1 Haziran 2013 günü, Türkiye’nin siyasi tarihine geçti bile.
Birkaç gün önce Taksim Gezi Parkı’nda başlayan küçük bir oturma eylemi, yöneticilerin çapsızlığı ve zorbalığı nedeniyle dev bir kitlesel harekete dönüştü. Boğaz köprüsü binlerce insanın yürüşüne tanık oldu.
Bazı otoriteler kitleyi “Birkaç marjinal grup” diye tarif etmeye çalıştı.
Öte yandan bazı partiler de halktan gelen bu tepkiyi kendine yontmaya çalıştı. Sağcı, solcu, genç, yaşlı, AKP’li olan olmayan binlerce insanın katıldığı bu eylemi kendi parti faaliyeti gibi sunmaya çalıştılar ve hala buna uğraşıyorlar.
Ve tabii Statükospor da bu eylemde çapını belli etti. Sözde “Direnişin rengi olmaz” diye sosyal medyada yaydıkları pankartta direnişi, Tayyip Erdoğan’dan, Yıldırım Demirören’den birinci derece beslenen 3 İstanbul takımına izafe etmeye çalıştılar.
Çapsızlıklarını sergilemekte ne kadar ısrarcı olsalar da herkes bu hareketin belli bir partiye ait olmadığını hele hele belli spor kulüplerinin camiasına ait olmadığını çok iyi biliyor.
Bencillere, sahiplenmecilere, çapsızlara inat Trabzonsporlular da yeşil katliamına karşı çıkmak için oradaydılar ve orada olacaklar.
Bu olayların sonucu ne olur bilinmez.

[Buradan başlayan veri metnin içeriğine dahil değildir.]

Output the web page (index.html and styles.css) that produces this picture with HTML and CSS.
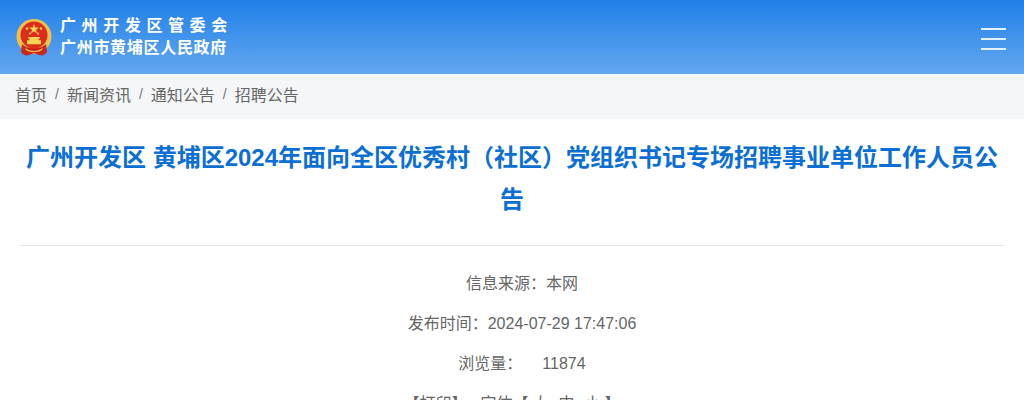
FILE: index.html
```html
<!DOCTYPE html>
<html lang="zh-CN">
<head>
  <meta charset="UTF-8" />
  <meta name="viewport" content="width=device-width, initial-scale=1.0" />
  <title>招聘公告</title>
  <link rel="stylesheet" href="styles.css">
</head>
<body>
  <header class="top">
    <div class="brand">
      <svg class="emblem" viewBox="0 0 36 38" width="36" height="38">
        <circle cx="18" cy="17.5" r="17.5" fill="#f2c14a"/>
        <circle cx="18" cy="16" r="13.5" fill="#dc2c1c"/>
        <polygon points="18,5 19.2,8.6 23,8.6 20,10.8 21.1,14.4 18,12.2 14.9,14.4 16,10.8 13,8.6 16.8,8.6" fill="#f7d453"/>
        <circle cx="11" cy="9.5" r="1.3" fill="#f7d453"/>
        <circle cx="25" cy="9.5" r="1.3" fill="#f7d453"/>
        <circle cx="14" cy="14.5" r="1" fill="#f7d453"/>
        <circle cx="22" cy="14.5" r="1" fill="#f7d453"/>
        <path d="M12 18h12v1.6h-1.4v1.6h2.4v4H11v-4h2.4v-1.6H12z" fill="#f7d453"/>
        <path d="M6 25c3 3 6 4 12 4s9-1 12-4l1 8c-2 3-5 4-8 3l-5-2-5 2c-3 1-6 0-8-3z" fill="#c9261c"/>
        <path d="M9 29c3 2 6 3 9 3s6-1 9-3l-1 2c-3 2-5 2-8 2s-5 0-8-2z" fill="#f2c14a"/>
      </svg>
      <div class="brand-text">
        <div class="brand-a">广州开发区管委会</div>
        <div class="brand-b">广州市黄埔区人民政府</div>
      </div>
    </div>
    <div class="menu-btn">
      <span></span>
      <span></span>
      <span></span>
    </div>
  </header>

  <nav class="crumb">
    <a>首页</a><i>/</i><a>新闻资讯</a><i>/</i><a>通知公告</a><i>/</i><a>招聘公告</a>
  </nav>

  <main class="article">
    <h1>广州开发区 黄埔区2024年面向全区优秀村（社区）党组织书记专场招聘事业单位工作人员公告</h1>
    <div class="meta">
      <p class="info">信息来源：本网</p>
      <p class="info">发布时间：2024-07-29 17:47:06</p>
      <p class="info">浏览量：<span class="views">11874</span></p>
      <p>【打印】<span class="font-label">字体</span>【<span class="size">大</span><span class="size">中</span><span class="size">小</span>】</p>
    </div>
  </main>
</body>
</html>
```

FILE: styles.css
```css
html, body {
  height: 400px;
  overflow: hidden;
}
body {
  margin: 0;
  font-family: 'Liberation Sans', 'Noto Sans CJK SC', sans-serif;
  background-color: #ffffff;
  color: #666666;
}
.top {
  display: flex;
  align-items: center;
  justify-content: space-between;
  height: 74px;
  padding: 0 18px 0 16px;
  box-sizing: border-box;
  background: linear-gradient(180deg, #1f7fe8 0%, #64a8f0 100%);
}
.brand {
  display: flex;
  align-items: center;
  gap: 8px;
}
.emblem {
  display: block;
  margin-top: 2px;
}
.brand-text {
  color: #ffffff;
  font-weight: bold;
  font-size: 16px;
  line-height: 22px;
}
.brand-a {
  letter-spacing: 5.6px;
}
.brand-b {
  letter-spacing: 0.7px;
}
.menu-btn {
  display: flex;
  flex-direction: column;
  gap: 8px;
  width: 25px;
  margin-top: 4px;
}
.menu-btn span {
  height: 2.3px;
  background-color: #e3f0fd;
}
.crumb {
  display: flex;
  align-items: center;
  height: 45px;
  padding: 0 15px 6px;
  box-sizing: border-box;
  background-color: #f4f6f8;
  font-size: 16px;
  color: #666666;
}
.crumb i {
  font-style: normal;
  margin: 0 8px;
  font-size: 14px;
  color: #777777;
}
.article {
  padding: 18px 20px 0;
}
h1 {
  margin: 0;
  padding-bottom: 24px;
  border-bottom: 1px solid #e4e6e8;
  font-size: 24px;
  line-height: 42px;
  text-align: center;
  color: #0b6fd3;
}
.meta {
  padding-top: 18px;
  text-align: center;
  font-size: 16px;
}
.meta p {
  margin: 0;
  line-height: 40px;
}
.meta .info {
  padding-left: 20px;
}
.views {
  margin-left: 20px;
}
.font-label {
  margin-left: 13px;
}
.size {
  margin: 0 4px;
}
.size + .size {
  margin-left: 6px;
}
```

AKP ne kazanır ne kaybeder bilinmez ama bu olayların net bir kaybedeni var: Türk medyası.
Yer yerinden oynarken bile 3 maymunu oynamayı başarabilen medyanın yüzsüzlüğünü biz şike sürecinden zaten biliyorduk. Fakat spor severlerin de onlar kadar yüzsüzleşip bu direnişi bile dezenformasyon aracı yapabileceğini düşünmemiştik. Öğrenmiş olduk.
Afedersiniz de siz “geliyoruz” dediniz gelmeyin diyen mi oldu bu olaylarda.? Direniş İstanbul’da başladığı ve bu camialar İstanbul kulüpleri olduğu için onların taraftarı örgütlendi ve beraber katılma kararı aldı.
Medyanın yüzsüzlüğü şike sürecinde herkesin malumuydu evet. Fakat polis şiddeti de malumdu ve hepiniz oturduğunuz yerlerden “oh olsun” diyordunuz. Çapsızlıktan bahsetmişken belirteyim dedim.
Evet gelmeyin diyen oldu. yukarıdaki pankart aynen öyle diyor. Fakat gelen yine geldi. O pankartı da yapanları da kimsenin taktığı yok.
“Oturduğu yerden oh olsun diyen insanlar” senaryosunu yazarak çapsızlık kelimesinin anlamını bir kere daha teyit ettiğiniz için teşekkür ederim.